Nevertheless, the Applicants provide hereinafter a brief narrative to explain the 
context of invention in simplified terms. It is respectfully submitted that no modification of the 
specification should be necessary or dictated. 

This invention is in the context of an improvement on methods used to extract 
data from database or documents that often do not share a common origin, structure, or 
vocabulary. Examples are the entire Internet, various jobs databases, classified newspaper 
advertising, the inventory of a retailer such as Amazon.com, or an auction service such as eBay. 
The key concept disclosed in the Specification involves using a "global" classifier that is based 
on global regularities to "bootstrap" the training of a second or local "local" classifier that uses 
local regularities that are more effective than the global regularities alone.
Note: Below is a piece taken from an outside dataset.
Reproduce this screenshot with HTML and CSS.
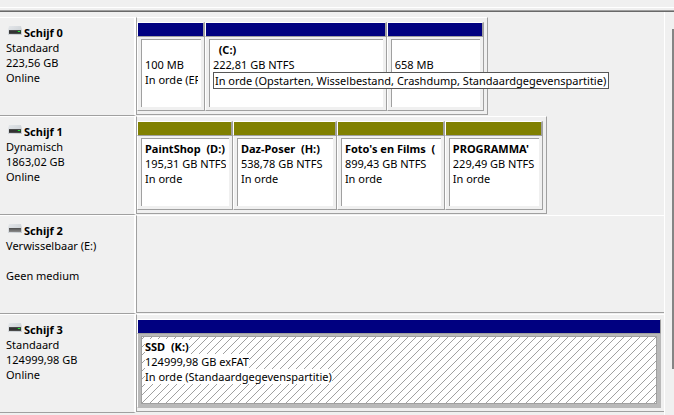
FILE: index.html
```html
<!DOCTYPE html>
<html lang="nl">
<head>
<meta charset="utf-8">
<title>Schijfbeheer</title>
<link rel="stylesheet" href="styles.css">
</head>
<body>
<svg class="defs" aria-hidden="true">
  <defs>
    <linearGradient id="lid" x1="0" y1="0" x2="1" y2="1">
      <stop offset="0" stop-color="#e4e7ea"/><stop offset="1" stop-color="#c6cbd0"/>
    </linearGradient>
    <linearGradient id="slot" x1="0" y1="0" x2="0" y2="1">
      <stop offset="0" stop-color="#4c4c4c"/><stop offset="1" stop-color="#8c8c8c"/>
    </linearGradient>
    <symbol id="drive" viewBox="0 0 14 10">
      <path d="M1 0h12l1 4v5H0V4z" fill="url(#lid)"/>
      <path d="M1 4h12v4H1z" fill="#4a4a4a"/>
      <path d="M1 5h12v2H1z" fill="#333"/>
      <path d="M9 5h4v1H9z" fill="#176b20"/>
      <path d="M10 5h2v1h-2z" fill="#2be03c"/>
    </symbol>
    <symbol id="removable" viewBox="0 0 14 10">
      <path d="M1 0h12l1 4v5H0V4z" fill="url(#lid)"/>
      <path d="M1 4h12v4H1z" fill="url(#slot)"/>
    </symbol>
    <pattern id="hatch" width="8" height="8" patternUnits="userSpaceOnUse">
      <path d="M1 0h1v1h-1zM0 1h1v1h-1zM7 2h1v1h-1zM6 3h1v1h-1zM5 4h1v1h-1zM4 5h1v1h-1zM3 6h1v1h-1zM2 7h1v1h-1z" fill="#a0a0a0" shape-rendering="crispEdges"/>
    </pattern>
  </defs>
</svg>
<div class="splitter"></div>
<main class="view">
  <div class="disks">
    <section class="disk">
      <div class="info">
        <h2><svg class="icon"><use href="#drive"/></svg>Schijf 0</h2>
        <p>Standaard</p><p>223,56 GB</p><p>Online</p>
      </div>
      <div class="track">
        <div class="volumes system">
          <div class="volume efi"><div class="bar"></div><div class="body"><div class="label">
            <h3></h3><p>100 MB</p><p>In orde (EF</p></div></div></div>
          <div class="volume windows"><div class="bar"></div><div class="body"><div class="label">
            <h3>  (C:)</h3><p>222,81 GB NTFS</p></div></div>
            <div class="tooltip" role="tooltip">In orde (Opstarten, Wisselbestand, Crashdump, Standaardgegevenspartitie)</div></div>
          <div class="volume recovery"><div class="bar"></div><div class="body"><div class="label">
            <h3></h3><p>658 MB</p></div></div></div>
        </div>
      </div>
    </section>
    <section class="disk">
      <div class="info">
        <h2><svg class="icon"><use href="#drive"/></svg>Schijf 1</h2>
        <p>Dynamisch</p><p>1863,02 GB</p><p>Online</p>
      </div>
      <div class="track">
        <div class="volumes dynamic">
          <div class="volume paint"><div class="bar"></div><div class="body"><div class="label">
            <h3>PaintShop  (D:)</h3><p>195,31 GB NTFS</p><p>In orde</p></div></div></div>
          <div class="volume poser"><div class="bar"></div><div class="body"><div class="label">
            <h3>Daz-Poser  (H:)</h3><p>538,78 GB NTFS</p><p>In orde</p></div></div></div>
          <div class="volume films"><div class="bar"></div><div class="body"><div class="label">
            <h3>Foto's en Films  (</h3><p>899,43 GB NTFS</p><p>In orde</p></div></div></div>
          <div class="volume programs"><div class="bar"></div><div class="body"><div class="label">
            <h3>PROGRAMMA'</h3><p>229,49 GB NTFS</p><p>In orde</p></div></div></div>
        </div>
      </div>
    </section>
    <section class="disk">
      <div class="info">
        <h2><svg class="icon"><use href="#removable"/></svg>Schijf 2</h2>
        <p>Verwisselbaar (E:)</p><p></p><p>Geen medium</p>
      </div>
      <div class="track"><div class="volumes full"></div></div>
    </section>
    <section class="disk">
      <div class="info">
        <h2><svg class="icon"><use href="#drive"/></svg>Schijf 3</h2>
        <p>Standaard</p><p>124999,98 GB</p><p>Online</p>
      </div>
      <div class="track">
        <div class="volumes full">
          <div class="volume selected"><div class="bar"></div><div class="body">
            <svg class="hatching" aria-hidden="true"><rect width="100%" height="100%" fill="url(#hatch)"/></svg>
            <div class="label">
            <h3>SSD  (K:)</h3><p>124999,98 GB exFAT</p><p>In orde (Standaardgegevenspartitie)</p></div></div></div>
        </div>
      </div>
    </section>
  </div>
  <div class="scrollbar"><div class="thumb"></div></div>
</main>
</body>
</html>
```
FILE: styles.css
```css
* { box-sizing: border-box; }
body {
  margin: 0;
  min-height: 100vh;
  display: flex;
  flex-direction: column;
  background: #f0f0f0;
  color: #000;
  font: 11px/15px "Segoe UI", "Noto Sans", sans-serif;
}
h2, h3, p { margin: 0; font-size: inherit; line-height: 15px; min-height: 15px; white-space: pre; }
h2, h3 { font-weight: 700; }
.defs { position: absolute; width: 0; height: 0; }

.splitter {
  height: 12px;
  border-bottom: 1px solid #696969;
  background: linear-gradient(#f0f0f0 7px, #fff 7px 8px, #f0f0f0 8px 10px, #a0a0a0 10px);
}
.view { flex: 1; display: flex; }
.disks { flex: 1; min-width: 0; padding-top: 5px; border-right: 1px solid #fff; }

.disk { display: flex; min-height: 99px; }
.info {
  width: 136px;
  padding: 7px 6px;
  border-top: 1px solid #fff;
  border-bottom: 1px solid #a0a0a0;
  border-right: 2px solid #fff;
}
.info h2 { display: flex; align-items: center; padding-left: 2px; }
.icon { width: 14px; height: 10px; margin: 0 2px 4px 0; flex: none; }

.track { flex: 1; min-width: 0; display: flex; padding-bottom: 1px; }
.volumes {
  display: flex;
  padding: 4px 3px 3px 0;
  border: 1px solid #a0a0a0;
  border-top-color: #fff;
}
.system { width: 66.6%; }
.dynamic { width: 77.8%; }
.full { width: 100%; border-right: 0; padding-right: 3px; }

.volume { position: relative; min-width: 0; display: flex; flex-direction: column; }
.efi { flex: 68 1 0; }
.windows { flex: 182 1 0; }
.recovery { flex: 97 1 0; }
.paint { flex: 96 1 0; }
.poser { flex: 104 1 0; }
.films { flex: 108 1 0; }
.programs { flex: 98 1 0; }
.selected { flex: 1 1 0; }

.bar {
  height: 14px;
  background: #000080;
  border-top: 1px solid #fff;
  border-left: 1px solid #fff;
  border-right: 2px solid #a0a0a0;
}
.dynamic .bar { background: #808000; }
.full .bar { border-right-width: 1px; }
.body {
  position: relative;
  flex: 1;
  display: flex;
  padding: 2px 3px 3px;
  border: 1px solid #a0a0a0;
  border-left-color: #fff;
}
.label {
  flex: 1;
  min-width: 0;
  overflow: hidden;
  padding-top: 2px;
  background: #fff;
  border-top: 1px solid #a0a0a0;
  border-left: 1px solid #a0a0a0;
}
.label h3, .label p { overflow: hidden; margin: 0 3px; }

.selected .body { background: #b9b9b9; border-right-color: #b9b9b9; border-bottom-color: #b9b9b9; }
.selected .label { position: relative; background: none; border: 1px solid #a0a0a0; }
.selected .label h3, .selected .label p { width: fit-content; background: #fff; }
.hatching {
  position: absolute;
  top: 3px;
  left: 4px;
  width: calc(100% - 8px);
  height: calc(100% - 7px);
  background: #fff;
}

.tooltip {
  position: absolute;
  z-index: 1;
  top: 50px;
  left: 8px;
  padding: 0 2px 0 1px;
  background: #fff;
  border: 1px solid #575757;
  white-space: nowrap;
}

.scrollbar { width: 9px; padding: 17px 0 46px 7px; }
.thumb { height: 100%; background: #858585; }
```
As an example, a 
global classifier may be used to extract person-names based for instance on the regularity in 
patterns for names such as capitalization, common first names, common surnames, and the like. 
A local classifier may use HTML formatting conventions of resume pages on a particular web 
site. The global classifier assists the local classifier to understand whether its data is a person- 
name 

Combining the set of conclusions of the global classifier and of the local 
classifiers (e.g., through voting, or merely by simply extracting the conclusions of the local 
classifier once it was trained and ignoring the conclusions of the global classifier in the final 
classification) on the selected subset of web pages often yields better extraction results than just 
using a global classifier when local regularities (such as HTML formatting conventions) are used 
consistently across a domain to identify the item being searched for. 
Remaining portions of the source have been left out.